• WHAT THE EXERCISE ASKS
Show all lines from the listing below that contain "this".

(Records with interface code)
-- -- --
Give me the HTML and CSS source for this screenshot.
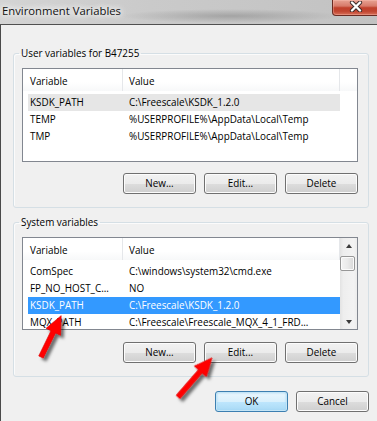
FILE: index.html
```html
<!DOCTYPE html>
<html>
<head>
<meta charset="utf-8">
<link rel="stylesheet" href="styles.css">
</head>
<body>
<div class="window">
  <div class="titlebar">
    <span class="title">Environment Variables</span>
    <div class="close">
      <svg width="14" height="11" viewBox="0 0 14 11">
        <path d="M3 1.5 L11 9.5 M11 1.5 L3 9.5" stroke="#3a2a28" stroke-width="4.2" stroke-linecap="round"/>
        <path d="M3 1.5 L11 9.5 M11 1.5 L3 9.5" stroke="#ffffff" stroke-width="2.4" stroke-linecap="round"/>
      </svg>
    </div>
  </div>
  <div class="content">
    <fieldset class="group user">
      <legend>User variables for B47255</legend>
      <div class="list">
        <div class="list-main">
          <div class="header">
            <div class="hcell c1">Variable</div>
            <div class="hcell c2">Value</div>
          </div>
          <div class="rows">
            <div class="row inactive"><span class="c1">KSDK_PATH</span><span class="c2">C:\Freescale\KSDK_1.2.0</span></div>
            <div class="row"><span class="c1">TEMP</span><span class="c2">%USERPROFILE%\AppData\Local\Temp</span></div>
            <div class="row"><span class="c1">TMP</span><span class="c2">%USERPROFILE%\AppData\Local\Temp</span></div>
          </div>
        </div>
      </div>
      <div class="buttons">
        <button class="btn">New...</button>
        <button class="btn">Edit...</button>
        <button class="btn">Delete</button>
      </div>
    </fieldset>
    <fieldset class="group system">
      <legend>System variables</legend>
      <div class="list">
        <div class="list-main">
          <div class="header">
            <div class="hcell c1">Variable</div>
            <div class="hcell c2">Value</div>
          </div>
          <div class="rows">
            <div class="row"><span class="c1">ComSpec</span><span class="c2">C:\windows\system32\cmd.exe</span></div>
            <div class="row"><span class="c1">FP_NO_HOST_C...</span><span class="c2">NO</span></div>
            <div class="row selected"><span class="c1">KSDK_PATH</span><span class="c2">C:\Freescale\KSDK_1.2.0</span></div>
            <div class="row"><span class="c1">MQX_PATH</span><span class="c2">C:\Freescale\Freescale_MQX_4_1_FRD...</span></div>
          </div>
        </div>
        <div class="scrollbar">
          <div class="sb-btn"><span class="tri up"></span></div>
          <div class="sb-track"><div class="sb-thumb"></div></div>
          <div class="sb-btn"><span class="tri down"></span></div>
        </div>
      </div>
      <div class="buttons">
        <button class="btn">New...</button>
        <button class="btn">Edit...</button>
        <button class="btn">Delete</button>
      </div>
    </fieldset>
    <div class="buttons dialog-buttons">
      <button class="btn default">OK</button>
      <button class="btn">Cancel</button>
    </div>
  </div>
  <svg class="arrows" width="377" height="421" viewBox="0 0 377 421">
    <defs>
      <filter id="shadow" x="-50%" y="-50%" width="200%" height="200%">
        <feDropShadow dx="3" dy="3" stdDeviation="1.8" flood-color="#000" flood-opacity="0.55"/>
      </filter>
    </defs>
    <g filter="url(#shadow)" fill="#ff0000" stroke="#e00000" stroke-width="0.6">
      <polygon transform="translate(41,357) rotate(-64)" points="0,-2.5 28,-2.5 28,-8 46,0 28,8 28,2.5 0,2.5"/>
      <polygon transform="translate(178,397) rotate(-49)" points="0,-2.5 34,-2.5 34,-8 52,0 34,8 34,2.5 0,2.5"/>
    </g>
  </svg>
</div>
</body>
</html>
```
FILE: styles.css
```css
html, body {
  margin: 0;
  padding: 0;
}
body {
  width: 377px;
  height: 421px;
  overflow: hidden;
  font-family: "Open Sans", "Noto Sans", sans-serif;
  font-size: 9.9px;
  color: #000;
  background: #f0f0f0;
}
.window {
  position: relative;
  width: 377px;
  height: 421px;
}
.titlebar {
  height: 24px;
  border-bottom: 1px solid #505050;
  display: flex;
  justify-content: space-between;
  align-items: flex-start;
  background:
    radial-gradient(ellipse 110px 7px at 230px 16px, rgba(120,120,120,0.45), rgba(120,120,120,0)),
    linear-gradient(to right, #d4d4d4 0%, #cacaca 40%, #c2c2c2 100%);
}
.title {
  padding: 3px 0 0 2px;
  font-size: 11.3px;
  line-height: 16px;
  color: #111;
  text-shadow: 0 0 5px #fff, 0 0 8px #fff, 0 0 10px #f4f4f4;
}
.close {
  width: 45px;
  height: 15px;
  margin-right: -2px;
  border: 1px solid #6a2b22;
  border-top: none;
  border-radius: 0 0 0 4px;
  display: flex;
  align-items: center;
  justify-content: center;
  background: linear-gradient(to bottom, #e7a292 0%, #d77b6a 40%, #c0402b 52%, #c14530 75%, #d8705a 100%);
  box-shadow: inset 0 0 0 1px rgba(255,200,190,0.35);
}
.close svg {
  display: block;
  margin-top: -2px;
}
.content {
  height: 396px;
  box-sizing: border-box;
  border-left: 1px solid #4a4a4a;
  padding: 20px 0 0 12px;
}
.group {
  margin: 0;
  padding: 7px 10px 13px 8px;
  width: 356px;
  min-width: 0;
  box-sizing: border-box;
  border: 1px solid #d5dfe5;
  border-radius: 3px;
  box-shadow: inset 1px 1px 0 #fbfbfb;
}
.group legend {
  padding: 0 2px;
  margin-left: -3px;
  line-height: 16px;
}
.group.system {
  margin-top: 6px;
}
.list {
  height: 94px;
  box-sizing: border-box;
  border: 1px solid #828790;
  background: #fff;
  display: flex;
}
.system .list {
  height: 93px;
}
.list-main {
  flex: 1;
  min-width: 0;
  display: flex;
  flex-direction: column;
}
.header {
  height: 22px;
  display: flex;
  background: linear-gradient(to bottom, #ffffff 0%, #ffffff 60%, #f7f8f9 100%);
}
.hcell {
  box-sizing: border-box;
  height: 22px;
  border-right: 1px solid #e5e7ea;
  padding-top: 2px;
  line-height: 20px;
}
.hcell.c1 {
  width: 100px;
  padding-left: 7px;
}
.hcell.c2 {
  width: 217px;
  padding-left: 6px;
}
.rows {
  padding: 3px 0 0 5px;
}
.row {
  width: 312px;
  height: 17px;
  line-height: 17px;
  box-sizing: border-box;
  padding-left: 2px;
  display: flex;
  white-space: nowrap;
}
.row .c1 {
  width: 99px;
  flex: none;
}
.row.inactive {
  background: #e6e6e6;
}
.row.selected {
  background: #3399ff;
  color: #fff;
}
.scrollbar {
  width: 17px;
  display: flex;
  flex-direction: column;
  background: linear-gradient(to right, #e3e3e3 0%, #eeeeee 20%, #f3f3f3 80%, #ececec 100%);
}
.sb-btn {
  height: 17px;
  display: flex;
  align-items: center;
  justify-content: center;
}
.tri {
  width: 0;
  height: 0;
  border-left: 3.5px solid transparent;
  border-right: 3.5px solid transparent;
}
.tri.up {
  border-bottom: 4px solid #3b3b3b;
  margin-top: -2px;
}
.tri.down {
  border-top: 4px solid #3b3b3b;
  margin-top: 2px;
}
.sb-track {
  flex: 1;
  padding: 1px 2px 0 0;
}
.sb-thumb {
  height: 15px;
  box-sizing: border-box;
  border: 1px solid #979797;
  border-radius: 2px;
  background: linear-gradient(to right, #f3f3f3 0%, #eaeaea 50%, #d8d8d8 100%);
  box-shadow: inset 0 0 0 1px #fbfbfb;
}
.buttons {
  display: flex;
  justify-content: flex-end;
  gap: 8px;
  margin-top: 11px;
}
.system .buttons {
  margin-top: 12px;
}
.dialog-buttons {
  width: 356px;
  margin-top: 14px;
}
.btn {
  width: 73px;
  height: 21px;
  margin: 0;
  padding: 0;
  box-sizing: border-box;
  border: 1px solid #707070;
  border-radius: 3px;
  font-family: "Open Sans", "Noto Sans", sans-serif;
  font-size: 9.9px;
  color: #000;
  line-height: 19px;
  background: linear-gradient(to bottom, #f2f2f2 0%, #ebebeb 50%, #dddddd 51%, #cfcfcf 100%);
  box-shadow: inset 0 0 0 1px #fcfcfc;
}
.btn.default {
  border-color: #3c7fb1;
  background: linear-gradient(to bottom, #eaf6fd 0%, #d9f0fc 50%, #bee6fd 51%, #a7d9f5 100%);
  box-shadow: inset 0 0 0 1px #c4e5f6, inset 0 0 2px 1px #9fd4f2;
}
.arrows {
  position: absolute;
  left: 0;
  top: 0;
  pointer-events: none;
}
```
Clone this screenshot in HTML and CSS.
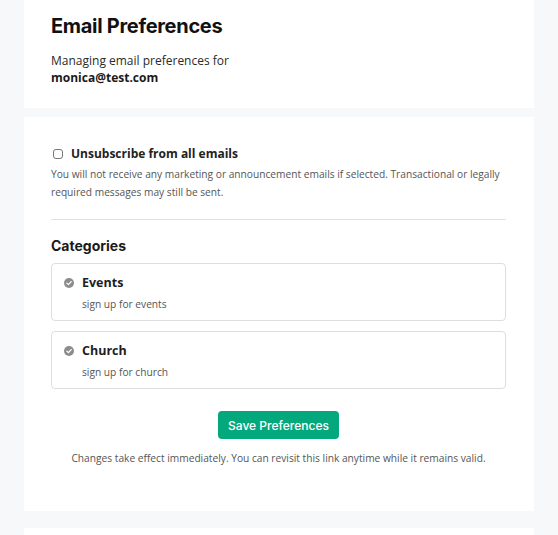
FILE: index.html
```html
<!DOCTYPE html>
<html>
<head>
<meta charset="utf-8">
<link rel="stylesheet" href="styles.css">
</head>
<body>
<div class="page">
  <section class="card card-head">
    <h1 class="title">Email Preferences</h1>
    <p class="intro">Managing email preferences for<br><strong>monica@test.com</strong></p>
  </section>
  <section class="card card-main">
    <label class="unsub">
      <span class="box"></span>
      <span class="unsub-label">Unsubscribe from all emails</span>
    </label>
    <p class="note">You will not receive any marketing or announcement emails if selected. Transactional or legally required messages may still be sent.</p>
    <hr class="divider">
    <h2 class="cats-title">Categories</h2>
    <div class="cat">
      <div class="cat-row">
        <svg class="check" viewBox="0 0 10 10" width="10" height="10"><circle cx="5" cy="5" r="5" fill="#8c8c8c"/><path d="M2.8 5.1 L4.4 6.6 L7.2 3.6" fill="none" stroke="#fff" stroke-width="1.3" stroke-linecap="round" stroke-linejoin="round"/></svg>
        <span class="cat-name">Events</span>
      </div>
      <div class="cat-desc">sign up for events</div>
    </div>
    <div class="cat">
      <div class="cat-row">
        <svg class="check" viewBox="0 0 10 10" width="10" height="10"><circle cx="5" cy="5" r="5" fill="#8c8c8c"/><path d="M2.8 5.1 L4.4 6.6 L7.2 3.6" fill="none" stroke="#fff" stroke-width="1.3" stroke-linecap="round" stroke-linejoin="round"/></svg>
        <span class="cat-name">Church</span>
      </div>
      <div class="cat-desc">sign up for church</div>
    </div>
    <div class="actions">
      <button class="save">Save Preferences</button>
      <p class="foot">Changes take effect immediately. You can revisit this link anytime while it remains valid.</p>
    </div>
  </section>
  <section class="card card-next"></section>
</div>
</body>
</html>
```
FILE: styles.css
```css
html, body {
  margin: 0;
  padding: 0;
  background: #f7f8fa;
}
body {
  font-family: "Open Sans", "Liberation Sans", sans-serif;
  color: #1f1f1f;
}
.page {
  width: 510px;
  margin-left: 24px;
}
.card {
  background: #fff;
}
.card-head {
  height: 108px;
  box-sizing: border-box;
  padding: 13px 27px 0 27px;
  margin-bottom: 9px;
}
.title {
  font-family: Inter, "Liberation Sans", sans-serif;
  font-size: 20px;
  font-weight: 700;
  line-height: 26px;
  margin: 0;
  color: #111;
  letter-spacing: -0.3px;
}
.intro {
  margin: 13px 0 0 0;
  font-size: 12px;
  line-height: 17px;
  color: #2a2a2a;
}
.intro strong {
  font-weight: 700;
  color: #1a1a1a;
}
.card-main {
  height: 394px;
  box-sizing: border-box;
  padding: 26px 28px 0 27px;
  margin-bottom: 17px;
}
.unsub {
  display: flex;
  align-items: center;
  gap: 8px;
  padding-left: 2px;
  height: 20px;
}
.box {
  width: 8px;
  height: 8px;
  border: 1px solid #777;
  border-radius: 3px;
  background: #fff;
  margin-top: 2px;
}
.unsub-label {
  font-size: 12px;
  font-weight: 700;
  color: #222;
}
.note {
  margin: 2px 0 0 0;
  font-size: 10.2px;
  line-height: 18px;
  color: #555;
}
.divider {
  border: 0;
  border-top: 1px solid #e2e2e2;
  margin: 18px 0 0 0;
}
.cats-title {
  font-family: Inter, "Liberation Sans", sans-serif;
  font-size: 14px;
  font-weight: 700;
  line-height: 18px;
  margin: 17px 0 0 0;
  color: #1a1a1a;
}
.cat {
  border: 1px solid #dedede;
  border-radius: 4px;
  height: 58px;
  box-sizing: border-box;
  padding: 9px 0 0 12px;
  margin-top: 8px;
}
.cat + .cat {
  margin-top: 10px;
}
.cat-row {
  display: flex;
  align-items: center;
  gap: 8px;
  height: 18px;
}
.check {
  display: block;
  margin-top: 2px;
}
.cat-name {
  font-size: 12.5px;
  font-weight: 700;
  color: #1e1e1e;
}
.cat-desc {
  margin: 4px 0 0 18px;
  font-size: 10.2px;
  line-height: 18px;
  color: #555;
}
.actions {
  display: flex;
  flex-direction: column;
  align-items: center;
  margin-top: 22px;
}
.save {
  font-family: Inter, "Liberation Sans", sans-serif;
  font-size: 12px;
  font-weight: 500;
  color: #fff;
  background: #03a97c;
  border: 0;
  border-radius: 4px;
  height: 28px;
  padding: 0 10px;
  cursor: pointer;
}
.foot {
  margin: 10px 0 0 0;
  font-size: 10.2px;
  line-height: 18px;
  color: #555;
}
.card-next {
  height: 20px;
}
```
-- -- --
• TASK ANSWER
Give me the HTML and CSS source for this screenshot.
Clone this screenshot in HTML and CSS.
      <p class="foot">Changes take effect immediately. You can revisit this link anytime while it remains valid.</p>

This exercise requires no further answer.